Internal Evidence in the New Testament

If the New Testament had originally been written in Hebrew or Aramaic, there would have been no need for the apostles to interpret the meaning of certain Hebrew and Aramaic words for their readers. However, the Gospel accounts contain many such necessary interpretations. For example, when two of John the Baptist’s disciples were following Jesus, they asked, ” ‘Rabbi’ (which is to say, being interpreted, ‘Teacher’), ‘where do You dwell?’ ” Andrew, one of the two, went and found his brother Simon and said, ” ‘We have found the Messiah’ (which is, being interpreted, ‘the Christ’).” Later, Jesus said to Simon, ” ‘You are Simon the son of Jona. You shall be called Cephas’ (which is, being interpreted, ‘a stone’)” (John 1:39, 42-43).

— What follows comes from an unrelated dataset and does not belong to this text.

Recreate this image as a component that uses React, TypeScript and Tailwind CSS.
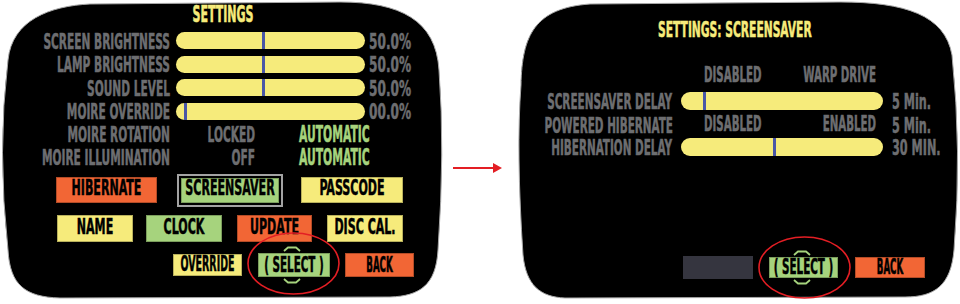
import React from "react";

const Y = "bg-[#f6eb7b]";

function Lbl({ children, cls = "text-[11.8px] scale-y-[1.75]", color = "text-[#6d6e71]" }: { children: React.ReactNode; cls?: string; color?: string }) {
  return <span className={"inline-block leading-[0.75] whitespace-nowrap [-webkit-text-stroke:0.3px_currentColor] " + cls + " " + color}>{children}</span>;
}

function Shape({ d }: { d: string }) {
  return (
    <svg className="absolute inset-0 overflow-visible" width="100%" height="100%">
      <path d={d} fill="#000" stroke="#a8a8a8" strokeWidth="1" />
    </svg>
  );
}

function Btn({ cls, children, tcls = "text-[12.3px] scale-y-[1.67]" }: { cls: string; children: React.ReactNode; tcls?: string }) {
  return (
    <div className={"flex items-center justify-center border border-black/25 " + cls}>
      <Lbl cls={tcls} color="text-black">{children}</Lbl>
    </div>
  );
}

function Chevron({ up }: { up: boolean }) {
  return (
    <svg width="18" height="6" viewBox="0 0 18 6">
      <path d={up ? "M1 5 L5 1.5 L13 1.5 L17 5" : "M1 1 L5 4.5 L13 4.5 L17 1"} fill="none" stroke="#a6d37d" strokeWidth="1.8" />
    </svg>
  );
}

function Select({ cls }: { cls: string }) {
  return (
    <div className={"relative " + cls}>
      <div className="absolute left-0 right-[4px] -top-[7px] flex justify-center"><Chevron up /></div>
      <div className="h-full flex items-center justify-center bg-[#a6d37d] border border-black/25">
        <Lbl cls="text-[11.5px] scale-y-[1.8]" color="text-black">(&nbsp;SELECT&nbsp;)</Lbl>
      </div>
      <div className="absolute left-0 right-[4px] -bottom-[7px] flex justify-center"><Chevron up={false} /></div>
      <svg className="absolute -left-[11px] -top-[21px] pointer-events-none" width="93" height="63" viewBox="0 0 93 63">
        <ellipse cx="46.5" cy="31.5" rx="45.5" ry="30.5" fill="none" stroke="#e31e24" strokeWidth="1.6" />
      </svg>
    </div>
  );
}

function BarRow({ label, marker, value }: { label: string; marker: string; value: string }) {
  return (
    <div className="h-[23.5px] flex items-center">
      <div className="w-[168px] text-right"><Lbl>{label}</Lbl></div>
      <div className={"ml-[6px] w-[189px] h-[17px] rounded-full relative " + Y}>
        <div className={"absolute top-0 bottom-0 w-[3px] bg-[#4a56a6] " + marker} />
      </div>
      <div className="ml-[4px]"><Lbl cls="text-[13.5px] scale-y-[1.52]">{value}</Lbl></div>
    </div>
  );
}

function OptRow({ label, mid }: { label: string; mid: string }) {
  return (
    <div className="h-[22.5px] flex items-center">
      <div className="w-[168px] text-right"><Lbl>{label}</Lbl></div>
      <div className="w-[85px] text-right"><Lbl>{mid}</Lbl></div>
      <div className="ml-[44px]"><Lbl cls="text-[12px] scale-y-[1.85]" color="text-[#a6d37d]">AUTOMATIC</Lbl></div>
    </div>
  );
}

const RL = "text-[11.6px] scale-y-[1.89]";
const RV = "text-[12.5px] scale-y-[1.75]";
const RH = "text-[11.4px] scale-y-[1.92]";
const SB = "text-[9.6px] scale-y-[2.25]";

export default function App() {
  return (
    <div className="w-[960px] h-[304px] bg-white flex pt-[2px] font-['DejaVu_Sans_Condensed','DejaVu_Sans',sans-serif] font-bold overflow-hidden">
      {/* Left screen */}
      <div className="relative ml-[2px] w-[440px] h-[296px] shrink-0">
        <Shape d="M 88 2 L 338 0 C 398 0 434 18 437 68 Q 443 148 436 248 C 434 283 418 294 388 295 L 58 296 C 23 295 8 283 6 248 Q -5 148 6 58 C 10 18 48 4 88 2 Z" />
        <div className="relative flex flex-col pt-[1px]">
          <div className="h-[26px] flex items-center justify-center pl-[2px]">
            <Lbl cls="text-[12.25px] scale-y-[1.9]" color="text-[#f6eb7b]">SETTINGS</Lbl>
          </div>
          <BarRow label="SCREEN BRIGHTNESS" marker="left-[86px]" value="50.0%" />
          <BarRow label="LAMP BRIGHTNESS" marker="left-[86px]" value="50.0%" />
          <BarRow label="SOUND LEVEL" marker="left-[86px]" value="50.0%" />
          <BarRow label="MOIRE OVERRIDE" marker="left-[8px]" value="00.0%" />
          <OptRow label="MOIRE ROTATION" mid="LOCKED" />
          <OptRow label="MOIRE ILLUMINATION" mid="OFF" />

          <div className="mt-[9px] h-[26px] flex items-center pl-[54px]">
            <Btn cls="w-[101px] h-[26px] bg-[#f26635]">HIBERNATE</Btn>
            <div className="ml-[20px] w-[106px] h-[33px] border-2 border-[#a3a3a3] p-[2px]">
              <Btn cls="w-full h-full bg-[#a6d37d]">SCREENSAVER</Btn>
            </div>
            <Btn cls={"ml-[18px] w-[102px] h-[26px] " + Y}>PASSCODE</Btn>
          </div>

          <div className="mt-[12px] h-[27px] flex items-center pl-[55px]">
            <Btn cls={"w-[76px] h-[27px] " + Y}>NAME</Btn>
            <Btn cls="ml-[13px] w-[76px] h-[27px] bg-[#a6d37d]">CLOCK</Btn>
            <Btn cls="ml-[15px] w-[75px] h-[27px] bg-[#f26635]">UPDATE</Btn>
            <Btn cls={"ml-[15px] w-[76px] h-[27px] " + Y}>DISC CAL.</Btn>
          </div>

          <div className="mt-[11px] h-[24px] flex items-center pl-[171px]">
            <Btn cls={"w-[69px] h-[22px] " + Y} tcls="text-[10.5px] scale-y-[1.95]">OVERRIDE</Btn>
            <Select cls="ml-[16px] w-[72px] h-[24px]" />
            <Btn cls="ml-[15px] w-[69px] h-[24px] bg-[#f26635]" tcls={SB}>BACK</Btn>
          </div>
        </div>
      </div>

      {/* Arrow */}
      <div className="w-[77px] shrink-0 flex flex-col">
        <svg className="mt-[161px] ml-[11px]" width="50" height="10" viewBox="0 0 50 10">
          <line x1="0" y1="5" x2="42" y2="5" stroke="#e31e24" strokeWidth="2" />
          <polygon points="40,0 49,5 40,10" fill="#e31e24" />
        </svg>
      </div>

      {/* Right screen */}
      <div className="relative w-[439px] h-[296px] shrink-0">
        <Shape d="M 71 2 L 321 0 C 386 0 426 13 433 53 Q 443 148 435 248 C 432 283 416 295 386 295 L 46 296 C 21 295 7 283 4 253 Q -3 148 2 83 C 3 33 16 6 71 2 Z" />
        <div className="relative flex flex-col pt-[16px]">
          <div className="h-[24px] flex items-center pl-[139px]">
            <Lbl cls="text-[11.9px] scale-y-[1.85]" color="text-[#f6eb7b]">SETTINGS: SCREENSAVER</Lbl>
          </div>
          <div className="mt-[22px] h-[22px] flex items-center">
            <div className="w-[153px]" />
            <div className="ml-[9px] w-[202px] flex justify-between pl-[23px] pr-[7px]">
              <Lbl cls={RH}>DISABLED</Lbl>
              <Lbl cls={RH}>WARP DRIVE</Lbl>
            </div>
          </div>
          <div className="h-[30px] flex items-center">
            <div className="w-[153px] text-right"><Lbl cls={RL}>SCREENSAVER DELAY</Lbl></div>
            <div className={"ml-[9px] w-[202px] h-[18px] rounded-full relative " + Y}>
              <div className="absolute top-0 bottom-0 left-[22px] w-[3px] bg-[#4a56a6]" />
            </div>
            <div className="ml-[9px]"><Lbl cls={RV}>5 Min.</Lbl></div>
          </div>
          <div className="h-[17px] flex items-center">
            <div className="w-[154px] text-right"><Lbl cls={RL}>POWERED HIBERNATE</Lbl></div>
            <div className="ml-[8px] w-[202px] flex justify-between pl-[23px] pr-[7px]">
              <Lbl cls={RH}>DISABLED</Lbl>
              <Lbl cls={RH}>ENABLED</Lbl>
            </div>
            <div className="ml-[9px]"><Lbl cls={RV}>5 Min.</Lbl></div>
          </div>
          <div className="h-[28px] flex items-center">
            <div className="w-[153px] text-right"><Lbl cls={RL}>HIBERNATION DELAY</Lbl></div>
            <div className={"ml-[9px] w-[202px] h-[18px] rounded-full relative " + Y}>
              <div className="absolute top-0 bottom-0 left-[92px] w-[3px] bg-[#4a56a6]" />
            </div>
            <div className="ml-[9px]"><Lbl cls={RV}>30 MIN.</Lbl></div>
          </div>
          <div className="mt-[95px] h-[22px] flex items-center">
            <div className="ml-[164px] w-[70px] h-[23px] bg-[#35353f]" />
            <Select cls="ml-[16px] w-[69px] h-[21px]" />
            <Btn cls="ml-[17px] w-[70px] h-[21px] bg-[#f26635]" tcls={SB}>BACK</Btn>
          </div>
        </div>
      </div>
    </div>
  );
}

In this example, “Rabbi” and “Messiah” are Hebrew, and “Cephas” is Aramaic. If John had written his Gospel in Hebrew or Aramaic, these words would not have needed to be translated and interpreted in Greek for Greek-speaking readers.

“Rabbi” is an English transliteration of the Greek Ραββι, which is a transliteration of the Hebrew iÁbr which means “Lord” or “Master.” The Greek didaskale (“teacher”) is a paraphrase of the Greek Rabbi. John interprets this term for the sake of his Greek readers who were not familiar with the Hebrew “Rabbi,” and therefore would not have understood the Greek transliteration Ραββι.

“Messiah” is a transliteration of the Greek Messian (Μ∈σσιαν), which is a Hellenized transliteration of the Hebrew Meshiach . The Hellenized Jews, to whom John was writing, were not acquainted with this Hebrew term. Thus, John translated it into the Greek word Christos (“the Christ”) which means “the Anointed One.” If John had written in Hebrew to a Hebrew-speaking people, it would make no sense to translate these words into Greek.

“Cephas” is Aramaic for “little stone” or “pebble.” John felt it necessary to translate this word for the Hellenized Jews, who were no more familiar with Aramaic than with Hebrew.

Numerous other examples can be found in the Gospels, such as “Siloam” being interpreted as “sent” (John 9:7)—and in Matthew, where the name “Emmanuel” is a transliteration of the Greek Εµµανουηλ, which is in turn a transliteration of the Hebrew (Matt. 1:23). The fact that these Hebrew terms had to be interpreted illustrates that John and Matthew were writing in Greek to a Greek-speaking audience.

Further evidence that Matthew wrote in Greek to a people who spoke Greek, and not in Hebrew, is furnished by two grammatical structures unique to the Greek: the articular infinitive and the genitive absolute. Neither of these grammatical structures has a comparable structure in Hebrew—but represent a higher quality of formal Greek. Numerous examples of Matthew’s use of these two grammatical structures demonstrate his mastery of literary Greek. His usage of the articular infinitive, in particular, illustrates the fact that Matthew not only grew up speaking Greek but that he also had formal training in Greek rhetoric.

It is clear that Hebrew was not the primary language of Palestine during the days of Jesus’ ministry; neither was it the language of the apostles. Therefore, it can be concluded that Jesus and all of the apostles spoke fluent Greek, and that the entire New Testament was originally written and preserved in Koiné Greek.